The FSA and Willis

The key message that comes out of the Final Notice issued last week to Willis by the FSA for failures in their anti-bribery systems is simple: the need for critical engagement. In other words, be sure to check, be able to gauge what you find and be willing to challenge.

An ever present danger in business ethics is the gap between pen and practice. It can be immense, for all sorts of reasons: your processes weren’t good enough, your people didn’t understand it and your people didn’t buy into it, are just three. So you can start out with the best of intentions, but unless there’s a well designed business objective in place, supported by checks to gauge your progress towards it, then a lot is being left to chance.

So how should you gauge progress towards a zero tolerance on bribery? Clearly not in monetary terms. One approach is to work at two levels – one set of checks to make sure your processes are being followed and another set of checks to make sure your people understand not just what they’re being asked to do, but why they’re being asked to do it. Personalising the process will make it mean something to employees and engage them in delivering the business objective.

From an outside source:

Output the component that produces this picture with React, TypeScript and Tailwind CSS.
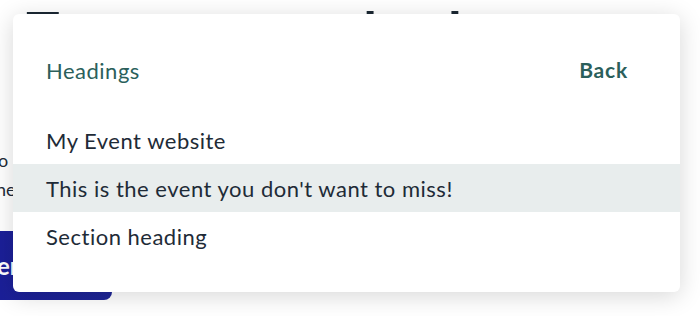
import React from 'react';

const ITEMS = ['My Event website', "This is the event you don't want to miss!", 'Section heading'];

export default function App() {
  const active = 1;
  return (
    <div className="relative h-[316px] w-[700px] overflow-hidden bg-white font-['Lato',sans-serif] text-[#1e2b37]">
      {/* Page behind the menu */}
      <div className="flex flex-col">
        <h1 className="-mt-[1px] ml-[26px] h-[67px] whitespace-nowrap text-[56px] font-bold leading-[64px] text-[#1b2833]">
          Tour summer bash
        </h1>
        <p className="mt-[80px] whitespace-nowrap text-[18px] leading-[29px] -ml-[2px]">
          o register for the event, fill in the form below and we will get back to you with any ever
        </p>
        <p className="whitespace-nowrap text-[18px] leading-[29px] -ml-[4px]">he team</p>
        <div className="mt-[27px] flex h-[69px] w-[112px] items-center rounded-br-lg bg-gradient-to-r from-[#1b1f98] to-[#1e2596]">
          <span className="-ml-[3px] text-[24px] font-bold text-white">er</span>
        </div>
      </div>

      {/* Dropdown menu */}
      <div className="absolute left-[13px] top-[14px] w-[667px] rounded-md bg-white pb-8 pt-8 tracking-[0.5px] shadow-[0_4px_24px_rgba(0,0,0,0.16)]">
        <div className="flex h-12 items-center justify-between pl-[33px] pr-[52px]">
          <span className="text-[22px] text-[#2b5f5b]">Headings</span>
          <button className="text-[21px] font-bold tracking-[0.8px] text-[#2b5f5b]">Back</button>
        </div>
        <ul className="mt-[22px] flex flex-col">
          {ITEMS.map((item, i) => (
            <li
              key={item}
              className={`flex h-12 items-center pl-[33px] text-[22px] ${i === active ? 'bg-[#e8eded]' : ''}`}
            >
              {item}
            </li>
          ))}
        </ul>
      </div>
    </div>
  );
}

I’m sometimes perplexed by the apparent inability of brokers to reflect upon the risks present within their own business. My suspicion is that the problem lies more with the reflect aspect than the risk aspect. So while I expect the Willis case will bring about a boost in anti-bribery training amongst brokers, I think it will be short lived in its impact if not accompanied by some form of parallel training in reflective and critical thinking.